**MATERIAL FOR THIS EXERCISE**.
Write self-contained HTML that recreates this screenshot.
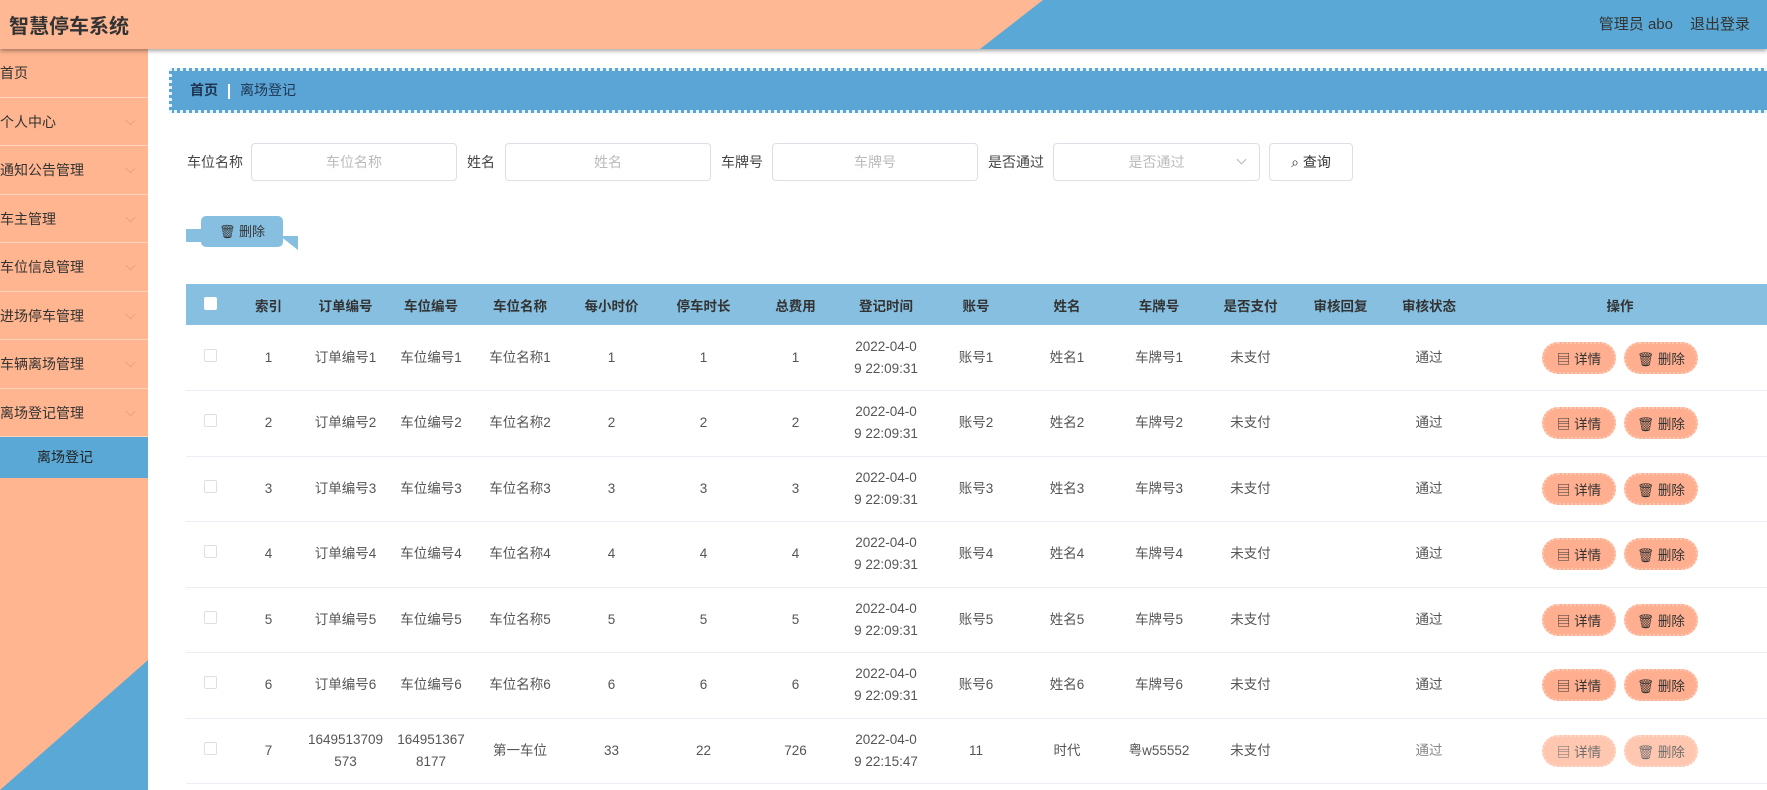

...

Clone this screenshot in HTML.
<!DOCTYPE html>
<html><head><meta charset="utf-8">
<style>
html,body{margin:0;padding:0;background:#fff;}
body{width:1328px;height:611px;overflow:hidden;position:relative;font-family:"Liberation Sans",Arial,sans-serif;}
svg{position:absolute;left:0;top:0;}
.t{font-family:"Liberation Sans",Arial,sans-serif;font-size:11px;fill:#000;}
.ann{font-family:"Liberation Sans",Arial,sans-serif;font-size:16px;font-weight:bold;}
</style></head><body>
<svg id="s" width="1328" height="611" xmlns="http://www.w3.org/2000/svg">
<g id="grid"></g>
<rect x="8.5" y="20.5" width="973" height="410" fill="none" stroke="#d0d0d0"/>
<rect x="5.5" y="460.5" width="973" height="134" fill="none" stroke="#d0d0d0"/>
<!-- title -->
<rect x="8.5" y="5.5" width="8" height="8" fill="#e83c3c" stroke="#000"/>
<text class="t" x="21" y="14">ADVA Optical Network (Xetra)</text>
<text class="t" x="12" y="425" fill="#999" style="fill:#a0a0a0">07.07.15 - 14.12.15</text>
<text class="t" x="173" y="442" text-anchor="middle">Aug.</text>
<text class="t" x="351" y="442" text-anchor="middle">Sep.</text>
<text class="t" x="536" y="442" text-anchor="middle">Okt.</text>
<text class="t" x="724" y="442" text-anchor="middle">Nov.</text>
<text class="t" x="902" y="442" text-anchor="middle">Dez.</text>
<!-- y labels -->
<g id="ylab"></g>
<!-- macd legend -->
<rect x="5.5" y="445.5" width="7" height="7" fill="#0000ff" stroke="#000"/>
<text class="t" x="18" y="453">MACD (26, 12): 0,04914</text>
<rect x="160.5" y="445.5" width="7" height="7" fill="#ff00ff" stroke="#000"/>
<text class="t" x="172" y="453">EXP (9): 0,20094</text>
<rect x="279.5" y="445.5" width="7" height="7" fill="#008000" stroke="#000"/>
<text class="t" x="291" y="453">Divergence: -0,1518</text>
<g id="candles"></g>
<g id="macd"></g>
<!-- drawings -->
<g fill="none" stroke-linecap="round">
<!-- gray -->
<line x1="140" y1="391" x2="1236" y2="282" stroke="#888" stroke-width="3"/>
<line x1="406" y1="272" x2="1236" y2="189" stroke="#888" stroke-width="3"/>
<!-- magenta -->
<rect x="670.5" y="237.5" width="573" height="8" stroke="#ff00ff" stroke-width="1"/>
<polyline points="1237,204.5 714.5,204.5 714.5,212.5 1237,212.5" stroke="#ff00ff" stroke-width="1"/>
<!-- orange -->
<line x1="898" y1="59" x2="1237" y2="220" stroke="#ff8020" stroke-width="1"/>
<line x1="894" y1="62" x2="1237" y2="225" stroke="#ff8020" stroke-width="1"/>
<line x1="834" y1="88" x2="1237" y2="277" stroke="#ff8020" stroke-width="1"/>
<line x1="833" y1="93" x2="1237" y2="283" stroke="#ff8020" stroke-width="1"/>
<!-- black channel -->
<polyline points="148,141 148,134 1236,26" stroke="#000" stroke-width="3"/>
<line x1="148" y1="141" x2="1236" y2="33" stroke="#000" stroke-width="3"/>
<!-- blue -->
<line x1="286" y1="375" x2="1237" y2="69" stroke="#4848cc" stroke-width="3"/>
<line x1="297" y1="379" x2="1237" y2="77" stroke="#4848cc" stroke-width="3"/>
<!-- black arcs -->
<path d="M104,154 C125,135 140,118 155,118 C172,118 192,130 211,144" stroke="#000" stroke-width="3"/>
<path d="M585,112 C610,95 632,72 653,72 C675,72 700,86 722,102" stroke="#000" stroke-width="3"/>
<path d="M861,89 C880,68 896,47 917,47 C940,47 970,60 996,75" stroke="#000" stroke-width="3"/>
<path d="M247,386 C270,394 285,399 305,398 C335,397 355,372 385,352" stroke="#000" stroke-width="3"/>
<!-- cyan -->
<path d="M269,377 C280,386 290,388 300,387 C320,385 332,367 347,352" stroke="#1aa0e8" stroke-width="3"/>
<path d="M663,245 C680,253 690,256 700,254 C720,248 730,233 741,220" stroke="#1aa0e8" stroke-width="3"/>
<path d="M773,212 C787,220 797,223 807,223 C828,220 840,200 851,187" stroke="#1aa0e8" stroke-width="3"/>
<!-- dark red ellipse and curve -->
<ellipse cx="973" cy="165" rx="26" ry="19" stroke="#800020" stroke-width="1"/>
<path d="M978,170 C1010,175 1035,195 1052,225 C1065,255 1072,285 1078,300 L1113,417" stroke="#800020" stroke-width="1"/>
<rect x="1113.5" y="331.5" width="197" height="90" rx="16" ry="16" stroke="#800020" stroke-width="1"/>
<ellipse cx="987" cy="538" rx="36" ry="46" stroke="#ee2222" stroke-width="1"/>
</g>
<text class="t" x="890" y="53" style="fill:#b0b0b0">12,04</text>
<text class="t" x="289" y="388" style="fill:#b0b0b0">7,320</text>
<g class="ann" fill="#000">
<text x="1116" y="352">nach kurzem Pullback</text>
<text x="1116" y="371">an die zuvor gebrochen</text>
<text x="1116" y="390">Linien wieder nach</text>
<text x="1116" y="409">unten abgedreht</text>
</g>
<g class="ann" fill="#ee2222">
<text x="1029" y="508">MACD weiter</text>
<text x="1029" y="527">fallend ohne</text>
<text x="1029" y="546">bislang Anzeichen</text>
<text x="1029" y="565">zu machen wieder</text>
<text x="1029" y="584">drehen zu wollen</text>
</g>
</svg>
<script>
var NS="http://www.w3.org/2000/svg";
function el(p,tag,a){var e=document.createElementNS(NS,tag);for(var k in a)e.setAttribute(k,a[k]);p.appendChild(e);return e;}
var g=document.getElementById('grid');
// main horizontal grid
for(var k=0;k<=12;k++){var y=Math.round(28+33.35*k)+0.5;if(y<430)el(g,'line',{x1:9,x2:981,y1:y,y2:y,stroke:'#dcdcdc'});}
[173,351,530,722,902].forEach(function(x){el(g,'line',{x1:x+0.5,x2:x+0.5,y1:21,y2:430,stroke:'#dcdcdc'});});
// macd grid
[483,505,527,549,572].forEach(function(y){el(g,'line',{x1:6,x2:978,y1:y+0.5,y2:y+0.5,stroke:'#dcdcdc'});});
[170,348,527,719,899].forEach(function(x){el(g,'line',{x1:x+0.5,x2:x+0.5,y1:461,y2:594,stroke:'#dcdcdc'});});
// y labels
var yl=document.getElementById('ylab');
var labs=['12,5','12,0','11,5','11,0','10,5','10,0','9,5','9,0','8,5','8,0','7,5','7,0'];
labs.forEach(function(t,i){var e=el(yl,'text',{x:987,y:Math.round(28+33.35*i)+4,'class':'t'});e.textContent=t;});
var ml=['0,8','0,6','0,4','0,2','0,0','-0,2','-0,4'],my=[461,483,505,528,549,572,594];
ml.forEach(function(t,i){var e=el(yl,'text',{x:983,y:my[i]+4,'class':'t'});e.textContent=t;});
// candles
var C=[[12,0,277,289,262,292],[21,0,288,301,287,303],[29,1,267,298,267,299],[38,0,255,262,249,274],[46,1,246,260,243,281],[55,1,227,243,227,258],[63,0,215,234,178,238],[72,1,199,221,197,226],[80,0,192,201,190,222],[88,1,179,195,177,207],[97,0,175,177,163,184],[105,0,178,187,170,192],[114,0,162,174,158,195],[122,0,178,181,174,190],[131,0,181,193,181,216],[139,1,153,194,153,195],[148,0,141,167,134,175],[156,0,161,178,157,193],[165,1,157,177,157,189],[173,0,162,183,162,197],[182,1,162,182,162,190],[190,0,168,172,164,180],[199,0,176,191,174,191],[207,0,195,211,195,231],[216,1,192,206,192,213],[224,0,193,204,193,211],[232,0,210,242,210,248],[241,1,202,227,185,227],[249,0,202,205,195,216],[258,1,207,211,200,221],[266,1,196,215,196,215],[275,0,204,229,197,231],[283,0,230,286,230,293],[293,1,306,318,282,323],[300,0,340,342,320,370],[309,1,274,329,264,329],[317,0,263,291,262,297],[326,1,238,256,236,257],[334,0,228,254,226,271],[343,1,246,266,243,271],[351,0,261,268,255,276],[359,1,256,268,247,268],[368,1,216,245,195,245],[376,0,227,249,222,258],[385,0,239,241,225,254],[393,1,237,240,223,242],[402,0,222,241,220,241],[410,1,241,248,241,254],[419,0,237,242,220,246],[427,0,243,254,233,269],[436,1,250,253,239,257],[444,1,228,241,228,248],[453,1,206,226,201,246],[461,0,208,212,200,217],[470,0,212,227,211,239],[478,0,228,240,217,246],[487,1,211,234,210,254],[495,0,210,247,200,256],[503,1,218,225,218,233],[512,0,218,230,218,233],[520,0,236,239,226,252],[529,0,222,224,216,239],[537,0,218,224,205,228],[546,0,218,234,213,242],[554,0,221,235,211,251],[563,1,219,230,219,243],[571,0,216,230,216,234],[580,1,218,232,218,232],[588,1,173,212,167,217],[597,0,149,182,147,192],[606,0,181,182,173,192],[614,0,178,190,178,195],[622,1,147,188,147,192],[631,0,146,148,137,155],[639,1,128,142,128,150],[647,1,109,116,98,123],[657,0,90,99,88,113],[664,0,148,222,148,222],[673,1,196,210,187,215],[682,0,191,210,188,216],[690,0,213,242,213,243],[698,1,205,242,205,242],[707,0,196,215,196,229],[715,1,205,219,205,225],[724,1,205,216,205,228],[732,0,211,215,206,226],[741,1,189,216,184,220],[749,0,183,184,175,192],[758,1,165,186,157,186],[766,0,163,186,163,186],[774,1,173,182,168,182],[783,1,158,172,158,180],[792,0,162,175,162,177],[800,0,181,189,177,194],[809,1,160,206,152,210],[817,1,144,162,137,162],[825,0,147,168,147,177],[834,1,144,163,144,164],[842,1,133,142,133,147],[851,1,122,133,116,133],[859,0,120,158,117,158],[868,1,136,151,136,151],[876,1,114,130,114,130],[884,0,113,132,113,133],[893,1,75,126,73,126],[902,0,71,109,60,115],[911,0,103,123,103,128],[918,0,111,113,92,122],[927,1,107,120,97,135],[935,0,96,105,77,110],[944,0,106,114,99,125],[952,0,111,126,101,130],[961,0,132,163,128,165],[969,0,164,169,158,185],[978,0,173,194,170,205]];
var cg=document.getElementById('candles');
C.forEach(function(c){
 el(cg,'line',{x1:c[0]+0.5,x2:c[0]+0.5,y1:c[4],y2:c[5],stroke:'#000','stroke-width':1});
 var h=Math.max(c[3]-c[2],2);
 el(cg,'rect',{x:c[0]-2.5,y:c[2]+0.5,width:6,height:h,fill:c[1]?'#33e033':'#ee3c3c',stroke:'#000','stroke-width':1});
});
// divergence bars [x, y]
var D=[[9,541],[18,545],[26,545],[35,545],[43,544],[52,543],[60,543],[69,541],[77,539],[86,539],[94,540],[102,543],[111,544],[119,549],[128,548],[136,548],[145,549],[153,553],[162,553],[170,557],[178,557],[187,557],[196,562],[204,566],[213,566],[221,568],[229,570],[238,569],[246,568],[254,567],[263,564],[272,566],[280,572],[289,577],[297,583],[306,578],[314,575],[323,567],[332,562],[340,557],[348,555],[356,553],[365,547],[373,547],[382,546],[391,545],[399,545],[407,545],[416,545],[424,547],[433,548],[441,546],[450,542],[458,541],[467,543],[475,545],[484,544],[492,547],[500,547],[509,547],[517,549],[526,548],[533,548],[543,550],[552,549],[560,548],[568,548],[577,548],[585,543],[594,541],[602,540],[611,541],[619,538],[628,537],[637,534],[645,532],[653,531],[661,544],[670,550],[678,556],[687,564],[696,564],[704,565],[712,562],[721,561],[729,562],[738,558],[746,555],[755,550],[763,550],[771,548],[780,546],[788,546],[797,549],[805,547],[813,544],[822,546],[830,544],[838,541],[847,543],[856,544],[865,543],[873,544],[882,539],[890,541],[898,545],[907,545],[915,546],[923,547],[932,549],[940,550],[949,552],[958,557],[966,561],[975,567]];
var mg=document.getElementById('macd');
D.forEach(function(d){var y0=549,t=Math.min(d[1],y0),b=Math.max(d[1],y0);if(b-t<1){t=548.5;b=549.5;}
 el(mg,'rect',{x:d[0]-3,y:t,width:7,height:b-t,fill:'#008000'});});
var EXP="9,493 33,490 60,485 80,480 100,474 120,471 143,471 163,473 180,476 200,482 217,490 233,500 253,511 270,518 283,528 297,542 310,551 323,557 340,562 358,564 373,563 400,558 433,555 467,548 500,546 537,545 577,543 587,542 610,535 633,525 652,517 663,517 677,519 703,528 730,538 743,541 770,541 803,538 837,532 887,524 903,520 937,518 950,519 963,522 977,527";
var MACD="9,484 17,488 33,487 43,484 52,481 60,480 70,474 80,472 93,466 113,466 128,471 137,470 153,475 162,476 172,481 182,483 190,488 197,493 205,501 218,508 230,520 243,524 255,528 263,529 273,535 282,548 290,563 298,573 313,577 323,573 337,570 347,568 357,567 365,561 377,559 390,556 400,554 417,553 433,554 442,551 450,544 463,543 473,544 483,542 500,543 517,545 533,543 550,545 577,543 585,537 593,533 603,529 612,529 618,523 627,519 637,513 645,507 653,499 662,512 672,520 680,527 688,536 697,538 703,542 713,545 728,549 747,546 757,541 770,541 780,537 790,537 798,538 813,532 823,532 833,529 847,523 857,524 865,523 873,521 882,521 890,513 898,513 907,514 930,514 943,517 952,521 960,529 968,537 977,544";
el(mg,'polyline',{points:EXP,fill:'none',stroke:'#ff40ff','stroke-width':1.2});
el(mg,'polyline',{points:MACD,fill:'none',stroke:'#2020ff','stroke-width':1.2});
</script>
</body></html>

**WRITTEN REQUEST**. Write out every line of the data that holds the word "screenshot".

**EXERCISE RESPONSE**.
Write self-contained HTML that recreates this screenshot.
Clone this screenshot in HTML.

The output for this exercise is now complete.